Reproduce the listing below word for word, with no pictures.

* Start *

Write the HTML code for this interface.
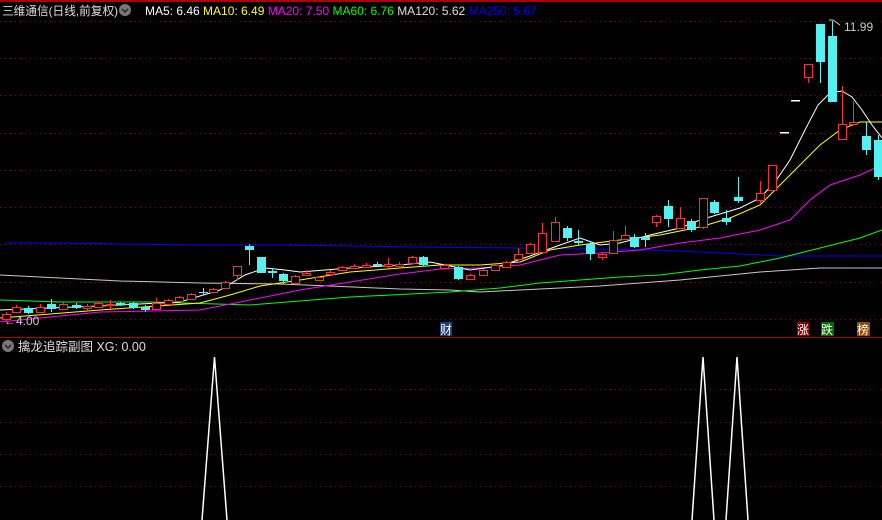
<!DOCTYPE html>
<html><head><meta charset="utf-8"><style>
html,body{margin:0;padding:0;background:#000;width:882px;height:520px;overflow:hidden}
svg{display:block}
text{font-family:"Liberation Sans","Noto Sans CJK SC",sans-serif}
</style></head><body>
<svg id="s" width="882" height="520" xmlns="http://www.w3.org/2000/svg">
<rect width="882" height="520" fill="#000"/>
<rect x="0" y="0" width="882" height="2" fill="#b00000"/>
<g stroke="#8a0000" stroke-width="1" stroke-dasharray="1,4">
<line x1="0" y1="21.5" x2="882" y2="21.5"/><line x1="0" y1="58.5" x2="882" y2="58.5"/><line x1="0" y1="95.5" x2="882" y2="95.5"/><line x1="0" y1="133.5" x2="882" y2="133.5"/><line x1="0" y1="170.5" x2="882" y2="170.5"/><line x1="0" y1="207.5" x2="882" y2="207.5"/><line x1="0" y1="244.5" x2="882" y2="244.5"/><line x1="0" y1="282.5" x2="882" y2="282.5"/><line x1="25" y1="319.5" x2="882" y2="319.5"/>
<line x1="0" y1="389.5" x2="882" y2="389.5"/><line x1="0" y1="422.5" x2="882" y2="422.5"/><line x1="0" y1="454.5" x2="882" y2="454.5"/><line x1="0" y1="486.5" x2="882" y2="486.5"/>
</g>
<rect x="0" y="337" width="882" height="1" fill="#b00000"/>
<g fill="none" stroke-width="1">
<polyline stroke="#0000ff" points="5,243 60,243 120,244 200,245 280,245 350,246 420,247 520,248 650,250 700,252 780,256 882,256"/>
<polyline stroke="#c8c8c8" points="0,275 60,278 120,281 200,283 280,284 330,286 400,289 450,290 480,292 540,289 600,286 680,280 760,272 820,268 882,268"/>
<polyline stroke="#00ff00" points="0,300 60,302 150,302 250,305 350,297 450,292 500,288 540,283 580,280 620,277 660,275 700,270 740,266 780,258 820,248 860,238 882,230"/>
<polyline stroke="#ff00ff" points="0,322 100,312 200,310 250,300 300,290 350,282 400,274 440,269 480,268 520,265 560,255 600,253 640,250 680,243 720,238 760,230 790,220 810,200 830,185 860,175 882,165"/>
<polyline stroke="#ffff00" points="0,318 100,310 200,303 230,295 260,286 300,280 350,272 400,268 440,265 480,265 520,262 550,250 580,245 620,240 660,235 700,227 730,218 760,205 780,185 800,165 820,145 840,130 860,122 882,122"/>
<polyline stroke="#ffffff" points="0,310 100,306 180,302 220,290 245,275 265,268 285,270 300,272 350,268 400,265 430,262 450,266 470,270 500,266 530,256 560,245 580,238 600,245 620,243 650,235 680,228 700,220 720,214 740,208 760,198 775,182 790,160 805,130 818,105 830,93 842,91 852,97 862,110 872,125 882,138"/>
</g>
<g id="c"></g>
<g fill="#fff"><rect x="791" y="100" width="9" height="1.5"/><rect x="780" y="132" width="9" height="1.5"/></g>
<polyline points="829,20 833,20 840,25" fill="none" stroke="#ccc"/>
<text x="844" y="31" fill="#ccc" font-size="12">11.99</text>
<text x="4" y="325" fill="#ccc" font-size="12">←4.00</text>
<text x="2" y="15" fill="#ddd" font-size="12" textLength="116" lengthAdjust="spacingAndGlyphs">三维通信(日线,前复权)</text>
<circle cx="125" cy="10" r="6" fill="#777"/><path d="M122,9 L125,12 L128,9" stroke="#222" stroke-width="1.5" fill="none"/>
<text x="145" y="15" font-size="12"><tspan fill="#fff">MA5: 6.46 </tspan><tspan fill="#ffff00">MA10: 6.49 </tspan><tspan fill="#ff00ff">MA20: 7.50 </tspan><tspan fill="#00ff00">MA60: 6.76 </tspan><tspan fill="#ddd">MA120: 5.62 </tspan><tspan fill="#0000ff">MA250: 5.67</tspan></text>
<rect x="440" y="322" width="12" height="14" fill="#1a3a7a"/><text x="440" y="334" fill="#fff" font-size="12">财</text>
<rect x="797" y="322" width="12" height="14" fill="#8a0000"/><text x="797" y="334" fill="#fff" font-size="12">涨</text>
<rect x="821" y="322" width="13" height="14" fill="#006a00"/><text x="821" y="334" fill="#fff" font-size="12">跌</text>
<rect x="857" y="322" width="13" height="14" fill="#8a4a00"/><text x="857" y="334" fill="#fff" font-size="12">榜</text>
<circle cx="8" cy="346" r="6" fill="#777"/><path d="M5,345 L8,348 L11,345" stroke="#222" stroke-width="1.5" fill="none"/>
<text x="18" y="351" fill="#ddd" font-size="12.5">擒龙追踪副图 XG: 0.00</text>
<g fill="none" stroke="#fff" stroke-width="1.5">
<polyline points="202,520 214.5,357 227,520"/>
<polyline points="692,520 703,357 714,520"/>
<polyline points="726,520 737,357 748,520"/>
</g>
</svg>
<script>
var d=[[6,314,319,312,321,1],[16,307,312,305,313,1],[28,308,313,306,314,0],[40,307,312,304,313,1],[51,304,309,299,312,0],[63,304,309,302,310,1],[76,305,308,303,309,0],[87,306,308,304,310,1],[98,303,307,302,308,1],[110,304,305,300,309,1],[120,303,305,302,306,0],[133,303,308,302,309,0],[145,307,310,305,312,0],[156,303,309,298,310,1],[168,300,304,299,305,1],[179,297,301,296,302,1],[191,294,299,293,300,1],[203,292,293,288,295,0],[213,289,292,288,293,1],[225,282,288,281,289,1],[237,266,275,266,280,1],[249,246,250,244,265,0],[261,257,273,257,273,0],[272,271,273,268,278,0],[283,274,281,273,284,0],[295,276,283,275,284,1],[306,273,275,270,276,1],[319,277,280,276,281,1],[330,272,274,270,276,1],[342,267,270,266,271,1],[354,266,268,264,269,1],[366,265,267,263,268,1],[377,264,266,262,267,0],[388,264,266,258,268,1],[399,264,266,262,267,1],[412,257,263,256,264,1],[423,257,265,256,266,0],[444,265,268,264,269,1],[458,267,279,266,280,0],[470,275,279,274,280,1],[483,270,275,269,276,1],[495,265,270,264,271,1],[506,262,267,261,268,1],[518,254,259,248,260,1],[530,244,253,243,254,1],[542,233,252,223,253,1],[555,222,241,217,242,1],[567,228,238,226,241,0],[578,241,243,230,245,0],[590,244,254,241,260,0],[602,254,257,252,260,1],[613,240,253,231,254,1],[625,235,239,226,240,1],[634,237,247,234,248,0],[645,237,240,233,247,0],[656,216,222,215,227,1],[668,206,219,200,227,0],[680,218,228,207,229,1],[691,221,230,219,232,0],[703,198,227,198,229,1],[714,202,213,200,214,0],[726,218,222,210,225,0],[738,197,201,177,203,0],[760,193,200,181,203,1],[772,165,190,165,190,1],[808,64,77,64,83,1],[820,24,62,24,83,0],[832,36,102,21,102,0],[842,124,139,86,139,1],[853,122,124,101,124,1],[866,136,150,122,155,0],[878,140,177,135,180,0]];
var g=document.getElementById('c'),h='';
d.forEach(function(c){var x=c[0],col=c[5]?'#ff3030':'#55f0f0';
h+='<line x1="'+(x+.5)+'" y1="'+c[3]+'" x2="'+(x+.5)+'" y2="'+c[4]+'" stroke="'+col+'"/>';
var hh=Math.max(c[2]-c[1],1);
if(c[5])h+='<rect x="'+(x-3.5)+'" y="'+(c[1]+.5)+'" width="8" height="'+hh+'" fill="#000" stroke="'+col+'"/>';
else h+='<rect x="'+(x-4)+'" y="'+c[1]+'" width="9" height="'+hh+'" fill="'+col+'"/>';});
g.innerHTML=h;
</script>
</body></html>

* End *

= FULL ANSWER =
Write the HTML code for this interface.
<!DOCTYPE html>
<html><head><meta charset="utf-8"><style>
html,body{margin:0;padding:0;background:#000;width:882px;height:520px;overflow:hidden}
svg{display:block}
text{font-family:"Liberation Sans","Noto Sans CJK SC",sans-serif}
</style></head><body>
<svg id="s" width="882" height="520" xmlns="http://www.w3.org/2000/svg">
<rect width="882" height="520" fill="#000"/>
<rect x="0" y="0" width="882" height="2" fill="#b00000"/>
<g stroke="#8a0000" stroke-width="1" stroke-dasharray="1,4">
<line x1="0" y1="21.5" x2="882" y2="21.5"/><line x1="0" y1="58.5" x2="882" y2="58.5"/><line x1="0" y1="95.5" x2="882" y2="95.5"/><line x1="0" y1="133.5" x2="882" y2="133.5"/><line x1="0" y1="170.5" x2="882" y2="170.5"/><line x1="0" y1="207.5" x2="882" y2="207.5"/><line x1="0" y1="244.5" x2="882" y2="244.5"/><line x1="0" y1="282.5" x2="882" y2="282.5"/><line x1="25" y1="319.5" x2="882" y2="319.5"/>
<line x1="0" y1="389.5" x2="882" y2="389.5"/><line x1="0" y1="422.5" x2="882" y2="422.5"/><line x1="0" y1="454.5" x2="882" y2="454.5"/><line x1="0" y1="486.5" x2="882" y2="486.5"/>
</g>
<rect x="0" y="337" width="882" height="1" fill="#b00000"/>
<g fill="none" stroke-width="1">
<polyline stroke="#0000ff" points="5,243 60,243 120,244 200,245 280,245 350,246 420,247 520,248 650,250 700,252 780,256 882,256"/>
<polyline stroke="#c8c8c8" points="0,275 60,278 120,281 200,283 280,284 330,286 400,289 450,290 480,292 540,289 600,286 680,280 760,272 820,268 882,268"/>
<polyline stroke="#00ff00" points="0,300 60,302 150,302 250,305 350,297 450,292 500,288 540,283 580,280 620,277 660,275 700,270 740,266 780,258 820,248 860,238 882,230"/>
<polyline stroke="#ff00ff" points="0,322 100,312 200,310 250,300 300,290 350,282 400,274 440,269 480,268 520,265 560,255 600,253 640,250 680,243 720,238 760,230 790,220 810,200 830,185 860,175 882,165"/>
<polyline stroke="#ffff00" points="0,318 100,310 200,303 230,295 260,286 300,280 350,272 400,268 440,265 480,265 520,262 550,250 580,245 620,240 660,235 700,227 730,218 760,205 780,185 800,165 820,145 840,130 860,122 882,122"/>
<polyline stroke="#ffffff" points="0,310 100,306 180,302 220,290 245,275 265,268 285,270 300,272 350,268 400,265 430,262 450,266 470,270 500,266 530,256 560,245 580,238 600,245 620,243 650,235 680,228 700,220 720,214 740,208 760,198 775,182 790,160 805,130 818,105 830,93 842,91 852,97 862,110 872,125 882,138"/>
</g>
<g id="c"></g>
<g fill="#fff"><rect x="791" y="100" width="9" height="1.5"/><rect x="780" y="132" width="9" height="1.5"/></g>
<polyline points="829,20 833,20 840,25" fill="none" stroke="#ccc"/>
<text x="844" y="31" fill="#ccc" font-size="12">11.99</text>
<text x="4" y="325" fill="#ccc" font-size="12">←4.00</text>
<text x="2" y="15" fill="#ddd" font-size="12" textLength="116" lengthAdjust="spacingAndGlyphs">三维通信(日线,前复权)</text>
<circle cx="125" cy="10" r="6" fill="#777"/><path d="M122,9 L125,12 L128,9" stroke="#222" stroke-width="1.5" fill="none"/>
<text x="145" y="15" font-size="12"><tspan fill="#fff">MA5: 6.46 </tspan><tspan fill="#ffff00">MA10: 6.49 </tspan><tspan fill="#ff00ff">MA20: 7.50 </tspan><tspan fill="#00ff00">MA60: 6.76 </tspan><tspan fill="#ddd">MA120: 5.62 </tspan><tspan fill="#0000ff">MA250: 5.67</tspan></text>
<rect x="440" y="322" width="12" height="14" fill="#1a3a7a"/><text x="440" y="334" fill="#fff" font-size="12">财</text>
<rect x="797" y="322" width="12" height="14" fill="#8a0000"/><text x="797" y="334" fill="#fff" font-size="12">涨</text>
<rect x="821" y="322" width="13" height="14" fill="#006a00"/><text x="821" y="334" fill="#fff" font-size="12">跌</text>
<rect x="857" y="322" width="13" height="14" fill="#8a4a00"/><text x="857" y="334" fill="#fff" font-size="12">榜</text>
<circle cx="8" cy="346" r="6" fill="#777"/><path d="M5,345 L8,348 L11,345" stroke="#222" stroke-width="1.5" fill="none"/>
<text x="18" y="351" fill="#ddd" font-size="12.5">擒龙追踪副图 XG: 0.00</text>
<g fill="none" stroke="#fff" stroke-width="1.5">
<polyline points="202,520 214.5,357 227,520"/>
<polyline points="692,520 703,357 714,520"/>
<polyline points="726,520 737,357 748,520"/>
</g>
</svg>
<script>
var d=[[6,314,319,312,321,1],[16,307,312,305,313,1],[28,308,313,306,314,0],[40,307,312,304,313,1],[51,304,309,299,312,0],[63,304,309,302,310,1],[76,305,308,303,309,0],[87,306,308,304,310,1],[98,303,307,302,308,1],[110,304,305,300,309,1],[120,303,305,302,306,0],[133,303,308,302,309,0],[145,307,310,305,312,0],[156,303,309,298,310,1],[168,300,304,299,305,1],[179,297,301,296,302,1],[191,294,299,293,300,1],[203,292,293,288,295,0],[213,289,292,288,293,1],[225,282,288,281,289,1],[237,266,275,266,280,1],[249,246,250,244,265,0],[261,257,273,257,273,0],[272,271,273,268,278,0],[283,274,281,273,284,0],[295,276,283,275,284,1],[306,273,275,270,276,1],[319,277,280,276,281,1],[330,272,274,270,276,1],[342,267,270,266,271,1],[354,266,268,264,269,1],[366,265,267,263,268,1],[377,264,266,262,267,0],[388,264,266,258,268,1],[399,264,266,262,267,1],[412,257,263,256,264,1],[423,257,265,256,266,0],[444,265,268,264,269,1],[458,267,279,266,280,0],[470,275,279,274,280,1],[483,270,275,269,276,1],[495,265,270,264,271,1],[506,262,267,261,268,1],[518,254,259,248,260,1],[530,244,253,243,254,1],[542,233,252,223,253,1],[555,222,241,217,242,1],[567,228,238,226,241,0],[578,241,243,230,245,0],[590,244,254,241,260,0],[602,254,257,252,260,1],[613,240,253,231,254,1],[625,235,239,226,240,1],[634,237,247,234,248,0],[645,237,240,233,247,0],[656,216,222,215,227,1],[668,206,219,200,227,0],[680,218,228,207,229,1],[691,221,230,219,232,0],[703,198,227,198,229,1],[714,202,213,200,214,0],[726,218,222,210,225,0],[738,197,201,177,203,0],[760,193,200,181,203,1],[772,165,190,165,190,1],[808,64,77,64,83,1],[820,24,62,24,83,0],[832,36,102,21,102,0],[842,124,139,86,139,1],[853,122,124,101,124,1],[866,136,150,122,155,0],[878,140,177,135,180,0]];
var g=document.getElementById('c'),h='';
d.forEach(function(c){var x=c[0],col=c[5]?'#ff3030':'#55f0f0';
h+='<line x1="'+(x+.5)+'" y1="'+c[3]+'" x2="'+(x+.5)+'" y2="'+c[4]+'" stroke="'+col+'"/>';
var hh=Math.max(c[2]-c[1],1);
if(c[5])h+='<rect x="'+(x-3.5)+'" y="'+(c[1]+.5)+'" width="8" height="'+hh+'" fill="#000" stroke="'+col+'"/>';
else h+='<rect x="'+(x-4)+'" y="'+c[1]+'" width="9" height="'+hh+'" fill="'+col+'"/>';});
g.innerHTML=h;
</script>
</body></html>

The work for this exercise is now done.